Agung mengatakan, dirinya bersama Kasubbag Pembinaan Kejari Pekanbaru, Herlina Samosir turut menyaksikan penyerahan uang tersebut. Selain itu, seluruh Kasubsi Bidang Pidsus juga hadir bersama Kasubsi A Bidang Intelijen Kejari Pekanbaru Yopentinu Adi Nugraha.
Dengan telah dibayarkannya sebagian uang pengganti itu, maka saat ini tersisa Rp1.207.228.670 sebagai kerugian keuangan negara. Agung menyatakan, Kejari akan terus berupaya memulihkan kerugian keuangan negara tersebut.
"Uang pengganti itu harus dibayarkan selambat-lambatnya 1 bulan setelah putusan perkara ini memperoleh kekuatan hukum tetap. Jika dalam jangka waktu itu tidak dibayar, maka harta benda terpidana disita dan dilelang untuk mengembalikan kerugian negara.
"Jika dalam hal dia tidak mempunyai harta benda yang mencukupi untuk membayar uang pengganti, maka diganti dengan pidana penjara selama 2 tahun," tutur Agung.
Diketahui, di lembaga peradilan tingkat pertama, Abdullah Sulaiman divonis pidana penjara selama 4 tahun dan 8 bulan, denda RpRp300 juta subsidair 3 bulan, dan membayar uang pengganti kerugian negara sebesar Rp1,8 miliar subsidair 2 tahun penjara.
Putusan itu sangat rendah dibandingkan tuntutan Jaksa Penuntut Umum (JPU) yang menginginkan Abdullah Sulaiman dihukum 7 tahun, denda Rp300 juta subsider 3 bulan, dan membayar uang pengganti kerugian negara Rp1,9 miliar subsider 3,5 tahun penjara.
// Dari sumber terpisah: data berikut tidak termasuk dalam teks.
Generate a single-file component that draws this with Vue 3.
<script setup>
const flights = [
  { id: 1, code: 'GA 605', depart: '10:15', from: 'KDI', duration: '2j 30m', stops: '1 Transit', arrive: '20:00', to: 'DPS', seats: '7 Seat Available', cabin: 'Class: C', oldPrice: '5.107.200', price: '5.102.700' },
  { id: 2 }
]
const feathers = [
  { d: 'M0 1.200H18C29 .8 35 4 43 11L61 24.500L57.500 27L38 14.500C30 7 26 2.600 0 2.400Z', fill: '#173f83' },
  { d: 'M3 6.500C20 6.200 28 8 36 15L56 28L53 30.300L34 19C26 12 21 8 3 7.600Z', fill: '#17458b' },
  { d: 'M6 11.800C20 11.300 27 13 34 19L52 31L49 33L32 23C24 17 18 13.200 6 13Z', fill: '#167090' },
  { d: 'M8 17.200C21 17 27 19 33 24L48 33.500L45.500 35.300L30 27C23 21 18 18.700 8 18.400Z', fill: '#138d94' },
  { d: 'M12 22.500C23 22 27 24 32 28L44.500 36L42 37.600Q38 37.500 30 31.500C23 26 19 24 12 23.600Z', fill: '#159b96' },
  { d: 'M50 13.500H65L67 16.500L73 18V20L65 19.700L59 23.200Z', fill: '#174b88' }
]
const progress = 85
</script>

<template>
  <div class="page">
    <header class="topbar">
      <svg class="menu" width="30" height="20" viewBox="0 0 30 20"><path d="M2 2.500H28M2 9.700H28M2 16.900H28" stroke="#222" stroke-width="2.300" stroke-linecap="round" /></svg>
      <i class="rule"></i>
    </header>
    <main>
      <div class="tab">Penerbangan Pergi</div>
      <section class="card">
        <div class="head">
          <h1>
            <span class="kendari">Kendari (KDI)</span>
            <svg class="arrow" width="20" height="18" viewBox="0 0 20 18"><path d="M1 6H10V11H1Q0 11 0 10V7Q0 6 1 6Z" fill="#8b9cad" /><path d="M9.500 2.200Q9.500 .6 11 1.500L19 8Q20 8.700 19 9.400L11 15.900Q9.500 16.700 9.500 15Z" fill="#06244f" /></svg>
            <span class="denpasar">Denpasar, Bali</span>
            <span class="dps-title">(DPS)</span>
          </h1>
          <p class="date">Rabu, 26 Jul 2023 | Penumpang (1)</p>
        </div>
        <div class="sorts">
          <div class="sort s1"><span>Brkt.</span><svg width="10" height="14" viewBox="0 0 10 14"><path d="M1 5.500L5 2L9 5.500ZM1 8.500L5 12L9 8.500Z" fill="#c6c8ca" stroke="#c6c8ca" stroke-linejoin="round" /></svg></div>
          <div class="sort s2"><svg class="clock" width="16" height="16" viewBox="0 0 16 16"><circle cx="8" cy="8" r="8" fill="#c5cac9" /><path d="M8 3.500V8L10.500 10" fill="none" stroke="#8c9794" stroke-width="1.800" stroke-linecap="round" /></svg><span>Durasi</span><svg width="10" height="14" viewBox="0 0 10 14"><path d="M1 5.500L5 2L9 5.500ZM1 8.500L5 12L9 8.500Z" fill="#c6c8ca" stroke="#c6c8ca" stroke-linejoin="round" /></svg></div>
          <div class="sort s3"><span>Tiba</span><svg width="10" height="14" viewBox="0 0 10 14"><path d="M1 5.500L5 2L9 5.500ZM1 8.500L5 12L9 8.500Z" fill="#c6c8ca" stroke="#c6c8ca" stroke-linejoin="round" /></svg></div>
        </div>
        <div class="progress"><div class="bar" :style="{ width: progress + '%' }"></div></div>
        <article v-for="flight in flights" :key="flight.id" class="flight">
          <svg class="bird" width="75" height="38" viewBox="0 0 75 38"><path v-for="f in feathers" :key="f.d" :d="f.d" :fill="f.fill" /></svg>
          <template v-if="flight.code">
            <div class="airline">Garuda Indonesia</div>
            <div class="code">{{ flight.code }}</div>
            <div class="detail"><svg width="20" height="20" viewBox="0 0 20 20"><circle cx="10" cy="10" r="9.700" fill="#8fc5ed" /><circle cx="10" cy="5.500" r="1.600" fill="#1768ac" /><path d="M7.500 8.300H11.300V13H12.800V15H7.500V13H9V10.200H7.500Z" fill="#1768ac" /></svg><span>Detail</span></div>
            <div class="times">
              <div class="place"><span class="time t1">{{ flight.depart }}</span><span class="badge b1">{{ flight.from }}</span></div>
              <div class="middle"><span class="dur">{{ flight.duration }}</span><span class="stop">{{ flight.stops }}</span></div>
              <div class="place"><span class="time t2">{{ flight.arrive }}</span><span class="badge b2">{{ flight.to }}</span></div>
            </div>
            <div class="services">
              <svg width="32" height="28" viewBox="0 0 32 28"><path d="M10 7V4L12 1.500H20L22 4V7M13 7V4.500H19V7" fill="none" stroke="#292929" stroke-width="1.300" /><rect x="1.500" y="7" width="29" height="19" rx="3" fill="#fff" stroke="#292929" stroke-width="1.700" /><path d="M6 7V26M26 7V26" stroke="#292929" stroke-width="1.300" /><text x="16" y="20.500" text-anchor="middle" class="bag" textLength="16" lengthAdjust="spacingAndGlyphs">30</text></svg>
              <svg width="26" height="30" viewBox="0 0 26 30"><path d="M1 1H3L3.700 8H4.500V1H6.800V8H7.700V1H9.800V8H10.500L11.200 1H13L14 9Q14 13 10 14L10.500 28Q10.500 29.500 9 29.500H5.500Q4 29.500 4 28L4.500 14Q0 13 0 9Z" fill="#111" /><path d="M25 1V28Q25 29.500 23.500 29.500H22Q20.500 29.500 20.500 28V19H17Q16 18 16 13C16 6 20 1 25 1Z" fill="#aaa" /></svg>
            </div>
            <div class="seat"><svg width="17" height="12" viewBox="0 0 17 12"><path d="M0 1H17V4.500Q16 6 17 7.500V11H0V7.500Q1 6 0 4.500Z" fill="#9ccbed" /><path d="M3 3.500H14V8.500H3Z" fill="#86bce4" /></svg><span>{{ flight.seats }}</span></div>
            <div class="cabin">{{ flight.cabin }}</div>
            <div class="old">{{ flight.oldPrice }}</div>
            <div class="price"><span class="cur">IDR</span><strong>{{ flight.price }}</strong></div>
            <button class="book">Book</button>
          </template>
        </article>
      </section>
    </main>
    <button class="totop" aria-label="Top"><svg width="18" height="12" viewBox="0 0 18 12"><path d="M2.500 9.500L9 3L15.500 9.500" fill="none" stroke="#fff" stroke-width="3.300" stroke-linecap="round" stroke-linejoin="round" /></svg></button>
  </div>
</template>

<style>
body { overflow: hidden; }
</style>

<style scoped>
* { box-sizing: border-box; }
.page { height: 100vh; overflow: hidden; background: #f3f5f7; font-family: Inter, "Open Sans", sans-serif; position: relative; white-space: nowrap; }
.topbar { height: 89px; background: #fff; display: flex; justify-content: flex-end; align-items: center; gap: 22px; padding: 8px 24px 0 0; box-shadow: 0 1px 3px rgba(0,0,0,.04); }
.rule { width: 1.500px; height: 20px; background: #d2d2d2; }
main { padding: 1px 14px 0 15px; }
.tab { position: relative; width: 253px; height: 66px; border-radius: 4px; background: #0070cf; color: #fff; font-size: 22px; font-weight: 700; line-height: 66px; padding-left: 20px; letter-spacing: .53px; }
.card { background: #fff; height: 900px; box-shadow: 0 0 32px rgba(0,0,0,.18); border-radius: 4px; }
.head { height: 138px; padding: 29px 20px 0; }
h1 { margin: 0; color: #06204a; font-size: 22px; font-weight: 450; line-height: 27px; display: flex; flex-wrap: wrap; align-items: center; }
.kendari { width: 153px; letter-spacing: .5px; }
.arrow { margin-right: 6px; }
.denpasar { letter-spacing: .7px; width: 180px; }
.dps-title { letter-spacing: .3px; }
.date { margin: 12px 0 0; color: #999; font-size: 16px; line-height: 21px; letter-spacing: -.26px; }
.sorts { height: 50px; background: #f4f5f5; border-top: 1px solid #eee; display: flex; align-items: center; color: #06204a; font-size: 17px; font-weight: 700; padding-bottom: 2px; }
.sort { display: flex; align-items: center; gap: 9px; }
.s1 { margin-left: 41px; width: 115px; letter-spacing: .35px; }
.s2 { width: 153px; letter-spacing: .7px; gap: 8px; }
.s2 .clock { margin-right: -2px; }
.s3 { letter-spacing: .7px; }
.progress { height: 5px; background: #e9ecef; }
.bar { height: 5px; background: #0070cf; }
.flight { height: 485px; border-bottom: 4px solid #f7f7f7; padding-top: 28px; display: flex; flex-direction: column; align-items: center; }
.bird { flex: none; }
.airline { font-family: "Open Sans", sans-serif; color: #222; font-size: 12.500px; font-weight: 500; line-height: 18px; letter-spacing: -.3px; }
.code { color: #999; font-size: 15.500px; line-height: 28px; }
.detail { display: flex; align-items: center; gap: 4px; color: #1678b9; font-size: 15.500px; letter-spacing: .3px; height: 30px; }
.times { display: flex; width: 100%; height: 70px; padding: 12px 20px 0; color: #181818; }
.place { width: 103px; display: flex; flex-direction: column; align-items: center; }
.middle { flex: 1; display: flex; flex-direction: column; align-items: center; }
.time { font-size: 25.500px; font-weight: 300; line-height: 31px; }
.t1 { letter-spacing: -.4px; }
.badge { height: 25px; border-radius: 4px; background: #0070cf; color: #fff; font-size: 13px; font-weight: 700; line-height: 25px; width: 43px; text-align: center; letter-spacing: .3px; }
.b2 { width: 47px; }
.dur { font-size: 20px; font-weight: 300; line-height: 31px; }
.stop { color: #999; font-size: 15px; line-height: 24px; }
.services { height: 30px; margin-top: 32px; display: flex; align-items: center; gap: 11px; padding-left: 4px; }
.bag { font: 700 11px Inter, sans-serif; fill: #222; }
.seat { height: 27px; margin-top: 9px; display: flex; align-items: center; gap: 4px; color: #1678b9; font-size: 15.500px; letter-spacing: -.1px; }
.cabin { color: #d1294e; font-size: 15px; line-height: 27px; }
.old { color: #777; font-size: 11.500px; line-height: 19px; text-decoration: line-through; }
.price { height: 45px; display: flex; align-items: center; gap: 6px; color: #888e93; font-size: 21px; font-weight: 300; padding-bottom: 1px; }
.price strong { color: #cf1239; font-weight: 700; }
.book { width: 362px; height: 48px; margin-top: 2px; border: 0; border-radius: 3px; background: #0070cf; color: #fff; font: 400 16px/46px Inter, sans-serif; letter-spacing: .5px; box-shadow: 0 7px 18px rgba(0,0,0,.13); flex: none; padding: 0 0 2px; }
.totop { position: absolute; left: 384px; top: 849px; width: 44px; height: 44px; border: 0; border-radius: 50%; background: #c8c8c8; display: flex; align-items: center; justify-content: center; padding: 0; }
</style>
Sama-sama tidak terima, Abdullah Sulaiman dan JPU kompak mengajukan upaya hukum banding ke Pengadilan Tinggi (PT) Pekanbaru. Di lembaga peradilan tingkat kedua, hukumannya tetap sama hingga akhirnya perkara tersebut bergulir ke tingkat kasasi di MA.
Abdullah Sulaiman melakukan tindak pidana korupsi bersama Emrizal selaku Bendahara Penelitian dan Said Fhazli selaku Sekretaris Panitia yang juga menjabat Direktur CV Global Energy Enterprise (GEE). Keduanya telah terlebih dahulu diadili dan dinyatakan bersalah oleh pengadilan.
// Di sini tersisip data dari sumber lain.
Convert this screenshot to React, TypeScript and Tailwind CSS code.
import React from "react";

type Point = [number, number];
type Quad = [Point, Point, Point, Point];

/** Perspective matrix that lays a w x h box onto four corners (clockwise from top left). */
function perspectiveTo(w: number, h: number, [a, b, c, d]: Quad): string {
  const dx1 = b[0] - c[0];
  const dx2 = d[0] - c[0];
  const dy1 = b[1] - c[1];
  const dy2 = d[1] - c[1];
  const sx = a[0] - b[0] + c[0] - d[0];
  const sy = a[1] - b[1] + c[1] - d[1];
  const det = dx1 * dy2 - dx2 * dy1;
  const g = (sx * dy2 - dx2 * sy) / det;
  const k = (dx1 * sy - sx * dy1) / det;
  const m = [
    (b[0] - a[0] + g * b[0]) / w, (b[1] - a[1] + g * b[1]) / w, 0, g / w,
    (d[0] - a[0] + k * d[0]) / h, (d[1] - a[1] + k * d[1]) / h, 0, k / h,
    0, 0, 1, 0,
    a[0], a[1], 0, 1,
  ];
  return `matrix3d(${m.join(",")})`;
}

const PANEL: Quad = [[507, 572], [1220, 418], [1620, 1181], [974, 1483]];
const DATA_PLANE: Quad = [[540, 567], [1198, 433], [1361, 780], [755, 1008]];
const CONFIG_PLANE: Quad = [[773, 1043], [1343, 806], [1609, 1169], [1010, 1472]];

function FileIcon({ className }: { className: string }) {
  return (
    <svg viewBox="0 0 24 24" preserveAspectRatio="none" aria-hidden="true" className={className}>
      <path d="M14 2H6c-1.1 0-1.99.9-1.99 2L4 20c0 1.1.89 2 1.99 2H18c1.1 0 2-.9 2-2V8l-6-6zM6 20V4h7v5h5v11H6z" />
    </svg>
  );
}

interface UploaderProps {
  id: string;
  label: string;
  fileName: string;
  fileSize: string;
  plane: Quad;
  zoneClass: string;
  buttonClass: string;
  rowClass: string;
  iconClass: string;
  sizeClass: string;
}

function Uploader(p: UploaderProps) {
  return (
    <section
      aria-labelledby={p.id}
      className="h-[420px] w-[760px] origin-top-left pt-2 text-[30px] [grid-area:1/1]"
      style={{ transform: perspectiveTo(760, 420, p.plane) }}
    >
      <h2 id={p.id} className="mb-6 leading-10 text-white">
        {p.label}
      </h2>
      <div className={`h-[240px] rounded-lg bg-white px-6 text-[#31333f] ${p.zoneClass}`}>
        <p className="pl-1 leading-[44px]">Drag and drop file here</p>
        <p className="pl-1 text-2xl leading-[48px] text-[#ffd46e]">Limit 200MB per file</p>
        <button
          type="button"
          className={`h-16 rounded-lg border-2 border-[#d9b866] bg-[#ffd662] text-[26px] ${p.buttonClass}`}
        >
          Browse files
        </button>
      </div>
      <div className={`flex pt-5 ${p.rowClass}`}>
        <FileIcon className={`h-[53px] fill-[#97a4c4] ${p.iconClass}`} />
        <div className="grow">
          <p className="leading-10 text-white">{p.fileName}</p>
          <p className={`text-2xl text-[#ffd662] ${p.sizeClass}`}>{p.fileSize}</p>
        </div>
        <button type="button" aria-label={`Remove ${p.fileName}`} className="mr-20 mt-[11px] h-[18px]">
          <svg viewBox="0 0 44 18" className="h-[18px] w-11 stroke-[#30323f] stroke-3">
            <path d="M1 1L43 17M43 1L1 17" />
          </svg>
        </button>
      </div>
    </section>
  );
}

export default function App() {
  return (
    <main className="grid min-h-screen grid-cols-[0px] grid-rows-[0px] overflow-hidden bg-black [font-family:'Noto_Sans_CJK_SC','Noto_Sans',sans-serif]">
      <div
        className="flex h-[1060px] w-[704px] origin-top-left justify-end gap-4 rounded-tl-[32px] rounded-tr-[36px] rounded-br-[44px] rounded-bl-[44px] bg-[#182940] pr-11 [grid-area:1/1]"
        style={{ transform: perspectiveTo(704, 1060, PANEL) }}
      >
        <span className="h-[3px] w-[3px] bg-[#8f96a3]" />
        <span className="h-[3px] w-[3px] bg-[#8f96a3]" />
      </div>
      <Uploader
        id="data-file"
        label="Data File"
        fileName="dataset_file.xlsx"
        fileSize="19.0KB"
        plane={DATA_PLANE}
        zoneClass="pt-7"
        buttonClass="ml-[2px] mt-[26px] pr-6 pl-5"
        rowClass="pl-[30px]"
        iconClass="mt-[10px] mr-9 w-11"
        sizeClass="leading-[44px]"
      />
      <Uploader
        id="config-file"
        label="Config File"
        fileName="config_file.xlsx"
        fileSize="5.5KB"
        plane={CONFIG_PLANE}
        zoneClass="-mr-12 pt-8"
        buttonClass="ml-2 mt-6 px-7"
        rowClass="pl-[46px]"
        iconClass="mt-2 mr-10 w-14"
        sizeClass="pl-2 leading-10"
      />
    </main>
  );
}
Perbuatan Abdullah Sulaiman bermula saat pihak UIR mengadakan penelitian bersama Institut Alam dan Tamadun Melayu Universitas Kebangsaan Malaysia Lantaran tidak memiliki dana, pihak UIR kemudian mengajukan bantuan dana ke Pemprov Riau.
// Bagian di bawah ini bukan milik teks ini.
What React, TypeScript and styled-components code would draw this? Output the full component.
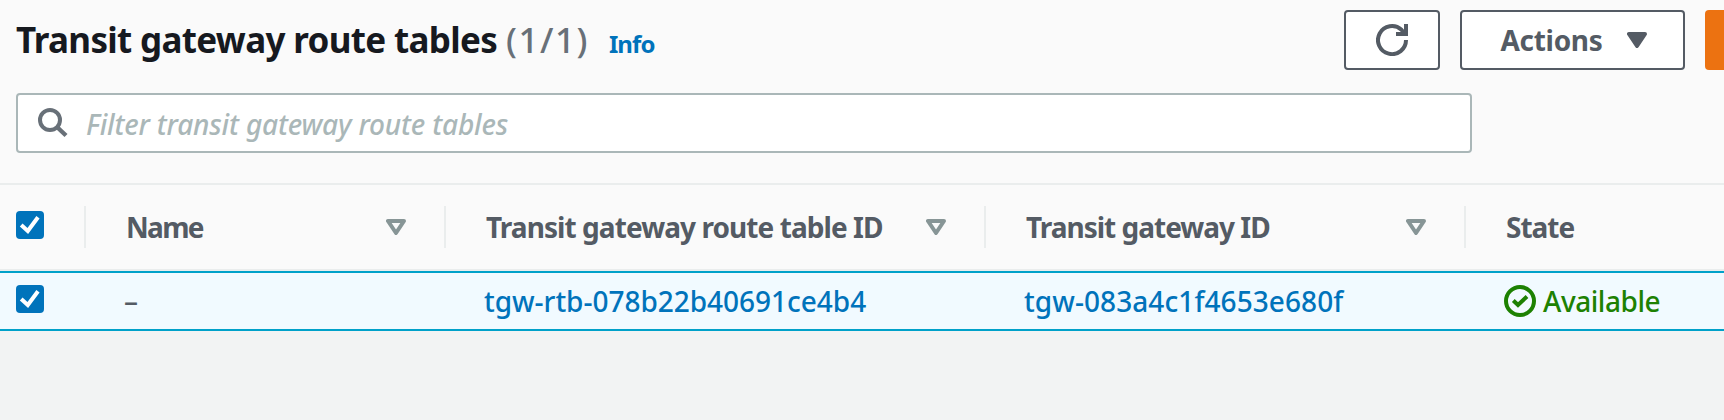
import React from 'react';
import styled, { createGlobalStyle } from 'styled-components';

const GlobalStyle = createGlobalStyle`
  *, *::before, *::after { box-sizing: border-box; }
  body {
    margin: 0;
    background: #f2f3f3;
    color: #545b64;
    font-family: "Noto Sans", "Open Sans", sans-serif;
    font-size: 28px;
    font-weight: 460;
    overflow: hidden;
  }
`;

const Page = styled.main`
  width: 1724px;
  height: 420px;
  overflow: hidden;
`;

const Panel = styled.section`
  background: #fafafa;
`;

const PanelHeader = styled.header`
  display: flex;
  flex-direction: column;
  gap: 23px;
  height: 185px;
  padding: 10px 0 0 16px;
  border-bottom: 2px solid #eaeded;
`;

const TitleBar = styled.div`
  display: flex;
  justify-content: space-between;
  height: 60px;
`;

const TitleGroup = styled.div`
  display: flex;
  align-items: baseline;
  line-height: 60px;
  white-space: nowrap;
`;

const Title = styled.h2`
  margin: 0;
  color: #16191f;
  font-size: 35px;
  font-weight: 700;
  letter-spacing: -0.67px;
`;

const Counter = styled.span`
  margin-left: 9px;
  color: #687078;
  font-size: 35px;
  letter-spacing: 1.5px;
`;

const InfoLink = styled.a`
  margin-left: 20px;
  color: #0073bb;
  font-size: 24px;
  font-weight: 700;
  letter-spacing: -0.9px;
`;

const ButtonGroup = styled.div`
  display: flex;
  flex: none;
  gap: 20px;
`;

const Button = styled.button<{ $width: number; $primary?: boolean }>`
  display: flex;
  align-items: center;
  justify-content: center;
  gap: 24px;
  width: ${(p) => p.$width}px;
  height: 60px;
  padding: 0;
  border: 2px solid ${(p) => (p.$primary ? '#ec7211' : '#545b64')};
  border-right-width: ${(p) => (p.$primary ? 0 : 2)}px;
  border-radius: ${(p) => (p.$primary ? '4px 0 0 4px' : '4px')};
  background: ${(p) => (p.$primary ? '#ec7211' : '#fff')};
  color: #545b64;
  font: 700 28px/56px "Noto Sans", "Open Sans", sans-serif;
  letter-spacing: -0.3px;
`;

const MenuButton = styled(Button)`
  padding-left: 2px;
`;

const SearchBox = styled.label`
  display: flex;
  align-items: center;
  gap: 18px;
  width: 1456px;
  height: 60px;
  padding-left: 20px;
  border: 2px solid #aab7b8;
  border-radius: 4px;
  background: #fff;
`;

const SearchInput = styled.input`
  flex: 1;
  height: 56px;
  padding: 2px 0 0;
  border: 0;
  outline: 0;
  background: transparent;
  font: italic 500 28px/54px "Noto Sans", "Open Sans", sans-serif;
  letter-spacing: -0.17px;

  &::placeholder {
    color: #aab7b8;
    opacity: 1;
  }
`;

const columns = '84px 360px 540px 480px 1fr';

const HeaderRow = styled.div`
  display: grid;
  grid-template-columns: ${columns};
  align-items: center;
  height: 86px;
  border-bottom: 2px solid #eaeded;
`;

const HeaderCell = styled.div`
  display: flex;
  align-items: center;
  justify-content: space-between;
  height: 42px;
  padding: 0 38px 0 40px;
  border-left: 2px solid #eaeded;
`;

const HeaderLabel = styled.span<{ $tracking: number }>`
  font-weight: 700;
  line-height: 42px;
  letter-spacing: ${(p) => p.$tracking}px;
  white-space: nowrap;
`;

const BodyRow = styled.div`
  display: grid;
  grid-template-columns: ${columns};
  align-items: center;
  height: 60px;
  border: solid #00a1c9;
  border-width: 2px 0;
  background: #f1faff;
`;

const CheckCell = styled.div`
  padding: 0 0 4px 16px;
  line-height: 0;
`;

const BodyCell = styled.div<{ $tracking?: number }>`
  display: flex;
  align-items: center;
  gap: 7px;
  padding-left: 40px;
  line-height: 56px;
  letter-spacing: ${(p) => p.$tracking ?? 0}px;
  white-space: nowrap;
`;

const ResourceLink = styled.a`
  color: #0073bb;
`;

const Status = styled.span`
  color: #1d8102;
`;

const Checkbox = () => (
  <svg width="28" height="28" viewBox="0 0 28 28">
    <rect width="28" height="28" rx="4" fill="#0073bb" />
    <path d="M5.2 14 L11.8 20 L22 6.2" fill="none" stroke="#fff" strokeWidth="4" />
  </svg>
);

const SortIcon = () => (
  <svg width="20" height="16" viewBox="0 0 20 16">
    <path d="M2 2 H18 L10 14 Z" fill="none" stroke="#879596" strokeWidth="4" strokeLinejoin="round" />
  </svg>
);

const CaretIcon = () => (
  <svg width="20" height="16" viewBox="0 0 20 16">
    <path d="M2 2 H18 L10 14 Z" fill="#545b64" stroke="#545b64" strokeWidth="4" strokeLinejoin="round" />
  </svg>
);

const RefreshIcon = () => (
  <svg width="32" height="32" viewBox="0 0 32 32" fill="none" stroke="#545b64" strokeWidth="4">
    <path d="M30 16 A14 14 0 1 1 25.5 5.8 L29 10" />
    <path d="M20 10 H30 V0" />
  </svg>
);

const SearchIcon = () => (
  <svg width="30" height="30" viewBox="0 0 30 30" fill="none" stroke="#687078" strokeWidth="4">
    <circle cx="12" cy="12" r="10" />
    <path d="M19 19 L28 27.5" strokeWidth="4.4" />
  </svg>
);

const SuccessIcon = () => (
  <svg width="32" height="32" viewBox="0 0 32 32" fill="none" stroke="#1d8102" strokeWidth="4">
    <circle cx="16" cy="16" r="14" />
    <path d="M9.3 15.5 L14 20 L23 11.5" />
  </svg>
);

const headings = [
  { label: 'Name', tracking: -1.7, sortable: true },
  { label: 'Transit gateway route table ID', tracking: -0.93, sortable: true },
  { label: 'Transit gateway ID', tracking: -1, sortable: true },
  { label: 'State', tracking: -1, sortable: false },
];

export default function App() {
  return (
    <Page>
      <GlobalStyle />
      <Panel>
        <PanelHeader>
          <TitleBar>
            <TitleGroup>
              <Title>Transit gateway route tables</Title>
              <Counter>(1/1)</Counter>
              <InfoLink>Info</InfoLink>
            </TitleGroup>
            <ButtonGroup>
              <Button $width={96} aria-label="Refresh">
                <RefreshIcon />
              </Button>
              <MenuButton $width={225}>
                Actions
                <CaretIcon />
              </MenuButton>
              <Button $width={19} $primary aria-label="Create" />
            </ButtonGroup>
          </TitleBar>
          <SearchBox>
            <SearchIcon />
            <SearchInput placeholder="Filter transit gateway route tables" />
          </SearchBox>
        </PanelHeader>
        <HeaderRow>
          <CheckCell>
            <Checkbox />
          </CheckCell>
          {headings.map((h) => (
            <HeaderCell key={h.label}>
              <HeaderLabel $tracking={h.tracking}>{h.label}</HeaderLabel>
              {h.sortable && <SortIcon />}
            </HeaderCell>
          ))}
        </HeaderRow>
        <BodyRow>
          <CheckCell>
            <Checkbox />
          </CheckCell>
          <BodyCell>–</BodyCell>
          <BodyCell $tracking={-0.02}>
            <ResourceLink>tgw-rtb-078b22b40691ce4b4</ResourceLink>
          </BodyCell>
          <BodyCell $tracking={0.08}>
            <ResourceLink>tgw-083a4c1f4653e680f</ResourceLink>
          </BodyCell>
          <BodyCell $tracking={-0.45}>
            <SuccessIcon />
            <Status>Available</Status>
          </BodyCell>
        </BodyRow>
      </Panel>
    </Page>
  );
}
Setelah pengajuan tersebut disetujui dan mendapat dana sebesar Rp2,8 miliar yang bersumber dari APBD Provinsi Riau tahun 2011-2012, penelitian itu dilaksanakan dan berjalan dengan lancar.
Dalam laporannya, terjadi penyimpangan bantuan dana tersebut. Ditemukan beberapa item penelitian yang sengaja di-mark up. Emrizal dan Said Fhazli, membuat laporan dan bukti pertanggungjawaban fiktif atas kegiatan yang direncanakan.
Akibat perbuatan itu, negara dirugikan Rp 2,8 miliar. Dari jumlah itu sudah dikembalikan Rp 400 juta dan sisanya masih ada Rp 2,4 miliar yang tidak bisa dipertanggungjawabkan.